Implementing a new or updated brand campaign is challenging. Whether you make a fundamental change or reposition your brand, it is a tough task to get it absolutely right.
Your underlying brand strategy is the key factor in how to approach a rebrand. Are you looking for maximum impact or a low key approach that does not disrupt the existing marketplace? The strategy you choose will depend on factors such as budget, the size of your company and the audience you want to reach.
A successful brand rollout takes into account the complexity of your brand’s evolution, your business cycle, available resources, and, most importantly, the expected impact on your customers and employees.
Starting out from the main objective of your strategy, there are two commonly accepted methodologies. The first is the “Day One” approach where all brand components are released on the same day. The second approach is a gradual process, with changes implemented over time.
Let’s take a look the two potential ways you might launch, re-launch or reposition your brand.
Day One Implementation
In taking the “Day One” approach, the goal is to maximize immediate impact and attract attention to the new launch. As such, the marketer launches everything at once — the new logo, website, advertising campaign etc. This approach is suitable for a company looking to announce and celebrate their transformation.
The Day One approach has to be well coordinated, as customers and the media will be all eyes on your brand. These challenges are amplified if your company is large, multi-national and often in the news.
The public impact of this approach has two sides to it. The marketing and brand team must be prepared for both praise and controversy. A brand might be praised for taking a bold step in changing their image, but large discrepancies between the new face of the brand and its past reputation could also render itself to a lot of criticism.

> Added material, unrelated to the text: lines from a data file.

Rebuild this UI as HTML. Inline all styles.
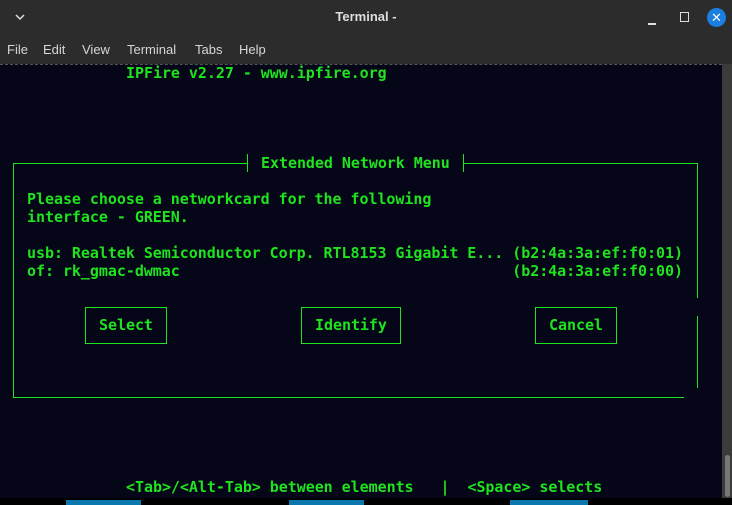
<!DOCTYPE html>
<html><head><style>
*{margin:0;padding:0;box-sizing:border-box}
body{width:732px;height:505px;overflow:hidden;background:#050617;position:relative;font-family:"Liberation Sans",sans-serif}
.tb{position:absolute;left:0;top:0;width:732px;height:38px;background:#2c2c2c;color:#dcdcdc}
.mb{position:absolute;left:0;top:38px;width:732px;height:26px;background:#2c2c2c;color:#d6d6d6;font-size:13px}
.mb span{position:absolute;top:4px}
.term{position:absolute;left:0;top:64px;width:722px;height:434px;background:#050617;border-top:1px dashed #555}
.t{position:absolute;font-family:"DejaVu Sans Mono","Liberation Mono",monospace;font-weight:bold;font-size:15px;letter-spacing:-0.045px;line-height:18px;color:#1fe31f;white-space:pre}
.l{position:absolute;background:#1fe31f}
.btn{position:absolute;border:1px solid #1fe31f;height:37px}
</style></head><body>
<div class="tb">
<svg style="position:absolute;left:14px;top:12px" width="12" height="10"><path d="M2 3 L6 7 L10 3" stroke="#ddd" stroke-width="1.5" fill="none"/></svg>
<div style="position:absolute;left:0;width:732px;top:9px;text-align:center;font-size:13px;font-weight:bold;color:#dedede">Terminal -</div>
<div style="position:absolute;left:648px;top:23px;width:8px;height:1.5px;background:#ddd"></div>
<div style="position:absolute;left:680px;top:12px;width:9px;height:10px;border:1.5px solid #ddd"></div>
<div style="position:absolute;left:707px;top:8px;width:19px;height:19px;border-radius:50%;background:#1a7fe0;color:#fff;font-size:13px;text-align:center;line-height:19px">✕</div>
</div>
<div class="mb"><span style="left:7px">File</span><span style="left:43px">Edit</span><span style="left:82px">View</span><span style="left:127px">Terminal</span><span style="left:195px">Tabs</span><span style="left:239px">Help</span></div>
<div class="term"></div>
<div style="position:absolute;left:722px;top:64px;width:10px;height:434px;background:#3b3b3b"></div>
<div style="position:absolute;left:725px;top:455px;width:5px;height:42px;background:#777;border-radius:3px"></div>
<div style="position:absolute;left:0;top:498px;width:732px;height:7px;background:#000"></div>
<div style="position:absolute;left:66px;top:500px;width:75px;height:5px;background:#0a78ad"></div>
<div style="position:absolute;left:289px;top:500px;width:75px;height:5px;background:#0a78ad"></div>
<div style="position:absolute;left:510px;top:500px;width:78px;height:5px;background:#0a78ad"></div>

<div class="t" style="left:126px;top:64px">IPFire v2.27 - www.ipfire.org</div>
<div class="l" style="left:13px;top:163px;width:235px;height:1px"></div>
<div class="l" style="left:247px;top:154px;width:1px;height:18px"></div>
<div class="t" style="left:261px;top:154px">Extended Network Menu</div>
<div class="l" style="left:463px;top:154px;width:1px;height:18px"></div>
<div class="l" style="left:463px;top:163px;width:235px;height:1px"></div>
<div class="l" style="left:13px;top:163px;width:1px;height:235px"></div>
<div class="l" style="left:697px;top:163px;width:1px;height:135px"></div>
<div class="l" style="left:697px;top:316px;width:1px;height:72px"></div>
<div class="l" style="left:13px;top:397px;width:671px;height:1px"></div>
<div class="t" style="left:27px;top:190px">Please choose a networkcard for the following
interface - GREEN.

usb: Realtek Semiconductor Corp. RTL8153 Gigabit E... (b2:4a:3a:ef:f0:01)
of: rk_gmac-dwmac                                     (b2:4a:3a:ef:f0:00)</div>
<div class="btn" style="left:85px;top:307px;width:82px"></div>
<div class="btn" style="left:301px;top:307px;width:100px"></div>
<div class="btn" style="left:535px;top:307px;width:82px"></div>
<div class="t" style="left:99px;top:316px">Select</div>
<div class="t" style="left:315px;top:316px">Identify</div>
<div class="t" style="left:549px;top:316px">Cancel</div>
<div class="t" style="left:126px;top:478px">&lt;Tab&gt;/&lt;Alt-Tab&gt; between elements   |  &lt;Space&gt; selects</div>
</body></html>
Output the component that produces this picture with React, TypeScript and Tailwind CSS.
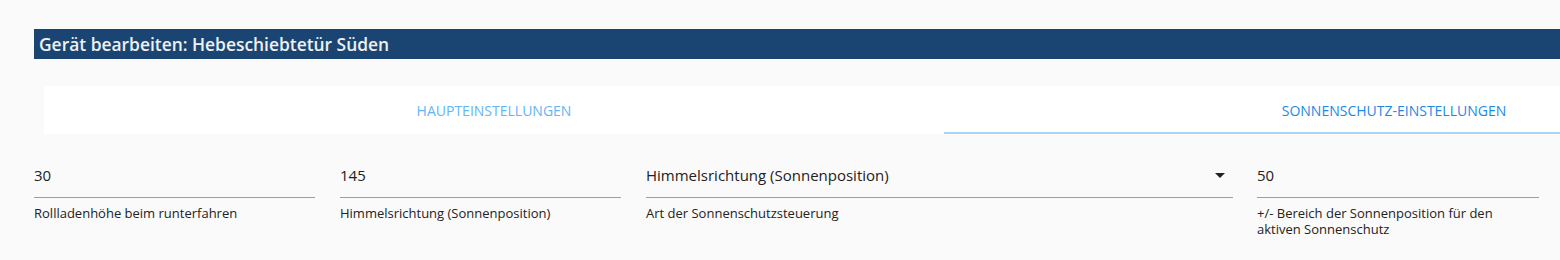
import React from "react";

function Field({ value, label, select, className }: { value: string; label: React.ReactNode; select?: boolean; className: string }) {
  return (
    <div className={className}>
      <div className="flex h-[58px] items-end border-b border-[#9e9e9e] pb-[12px]">
        <span className="flex-1 text-[15px] leading-[20px] text-[#222]">{value}</span>
        {select && (
          <svg width="10" height="5" viewBox="0 0 10 5" className="mr-[8px] mb-[7px]">
            <path d="M0 0 L10 0 L5 5 Z" fill="#222" />
          </svg>
        )}
      </div>
      <div className="pt-[7px] text-[13px] leading-[16px] text-[#222]">{label}</div>
    </div>
  );
}

export default function App() {
  return (
    <div className="h-[260px] w-[1560px] overflow-hidden bg-[#fafafa] font-['Open_Sans','Noto_Sans',sans-serif]">
      <div className="pt-[29px] pl-[34px]">
        <div className="flex h-[30px] items-center bg-[#1a4573] pl-[5px] text-[17.4px] font-semibold text-[#f0f0f0]">
          Gerät bearbeiten: Hebeschiebtetür Süden
        </div>
      </div>
      <div className="mt-[27px] ml-[44px] flex h-[48px] w-[1800px] bg-white text-[14px]">
        <div className="flex w-[900px] items-center justify-center text-[#64b5f6]">HAUPTEINSTELLUNGEN</div>
        <div className="flex w-[900px] flex-col">
          <div className="flex flex-1 items-center justify-center pt-[2px] text-[#1e88e5]">SONNENSCHUTZ-EINSTELLUNGEN</div>
          <div className="h-[2px] bg-[#a8d4f6]" />
        </div>
      </div>
      <div className="mt-[6px] ml-[34px] flex gap-[25px]">
        <Field className="w-[281px]" value="30" label="Rollladenhöhe beim runterfahren" />
        <Field className="w-[281px]" value="145" label="Himmelsrichtung (Sonnenposition)" />
        <Field className="w-[587px]" value="Himmelsrichtung (Sonnenposition)" label="Art der Sonnenschutzsteuerung" select />
        <Field
          className="ml-[-1px] w-[282px]"
          value="50"
          label={
            <>
              +/- Bereich der Sonnenposition für den
              <br />
              aktiven Sonnenschutz
            </>
          }
        />
      </div>
    </div>
  );
}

The transitional approach to a rebrand implementation is ideal in several situations. First, the company may want to maintain a low profile and avoid controversy — by the time the public starts to notice, the change is the new norm.
Another reason for a gradual implementation may be a lack of funding to produce and replace all deliverables at the same time. This is often true for non-profits and smaller companies.
If a marketer has to choose, the most important component to launch is the company website. People will mostly visit your website rather than visit your office or see your business card. The website is the cornerstone for your brand presence. After your website is ready, review the marketplace to prioritize the rest of your implementation plan. Address most relevant and high profile components first.